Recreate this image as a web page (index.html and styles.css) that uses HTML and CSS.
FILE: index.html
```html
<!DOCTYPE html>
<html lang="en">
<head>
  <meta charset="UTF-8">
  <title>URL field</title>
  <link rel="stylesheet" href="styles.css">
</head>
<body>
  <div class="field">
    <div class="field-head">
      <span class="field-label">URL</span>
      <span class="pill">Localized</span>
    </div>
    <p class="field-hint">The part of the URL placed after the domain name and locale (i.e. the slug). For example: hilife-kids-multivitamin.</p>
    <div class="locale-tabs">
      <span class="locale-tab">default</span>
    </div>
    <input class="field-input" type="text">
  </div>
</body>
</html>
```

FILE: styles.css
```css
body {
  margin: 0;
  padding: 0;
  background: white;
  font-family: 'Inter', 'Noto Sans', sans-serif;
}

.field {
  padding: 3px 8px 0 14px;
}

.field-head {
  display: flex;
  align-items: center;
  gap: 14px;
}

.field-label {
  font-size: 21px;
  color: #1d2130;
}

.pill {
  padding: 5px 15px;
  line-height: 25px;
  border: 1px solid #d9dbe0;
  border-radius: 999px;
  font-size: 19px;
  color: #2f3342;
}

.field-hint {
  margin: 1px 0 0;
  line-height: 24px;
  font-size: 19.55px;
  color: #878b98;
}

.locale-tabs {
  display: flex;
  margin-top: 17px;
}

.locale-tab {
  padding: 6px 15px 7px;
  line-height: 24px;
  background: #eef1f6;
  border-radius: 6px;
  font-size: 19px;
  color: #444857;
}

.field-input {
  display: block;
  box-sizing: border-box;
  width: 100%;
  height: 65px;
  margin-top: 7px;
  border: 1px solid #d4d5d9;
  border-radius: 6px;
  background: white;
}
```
· · · ·
Your objective: Output all of the data again. Match it exactly.

The answer:
Recreate this image as a web page (index.html and styles.css) that uses HTML and CSS.
FILE: index.html
```html
<!DOCTYPE html>
<html lang="en">
<head>
  <meta charset="UTF-8">
  <title>URL field</title>
  <link rel="stylesheet" href="styles.css">
</head>
<body>
  <div class="field">
    <div class="field-head">
      <span class="field-label">URL</span>
      <span class="pill">Localized</span>
    </div>
    <p class="field-hint">The part of the URL placed after the domain name and locale (i.e. the slug). For example: hilife-kids-multivitamin.</p>
    <div class="locale-tabs">
      <span class="locale-tab">default</span>
    </div>
    <input class="field-input" type="text">
  </div>
</body>
</html>
```

FILE: styles.css
```css
body {
  margin: 0;
  padding: 0;
  background: white;
  font-family: 'Inter', 'Noto Sans', sans-serif;
}

.field {
  padding: 3px 8px 0 14px;
}

.field-head {
  display: flex;
  align-items: center;
  gap: 14px;
}

.field-label {
  font-size: 21px;
  color: #1d2130;
}

.pill {
  padding: 5px 15px;
  line-height: 25px;
  border: 1px solid #d9dbe0;
  border-radius: 999px;
  font-size: 19px;
  color: #2f3342;
}

.field-hint {
  margin: 1px 0 0;
  line-height: 24px;
  font-size: 19.55px;
  color: #878b98;
}

.locale-tabs {
  display: flex;
  margin-top: 17px;
}

.locale-tab {
  padding: 6px 15px 7px;
  line-height: 24px;
  background: #eef1f6;
  border-radius: 6px;
  font-size: 19px;
  color: #444857;
}

.field-input {
  display: block;
  box-sizing: border-box;
  width: 100%;
  height: 65px;
  margin-top: 7px;
  border: 1px solid #d4d5d9;
  border-radius: 6px;
  background: white;
}
```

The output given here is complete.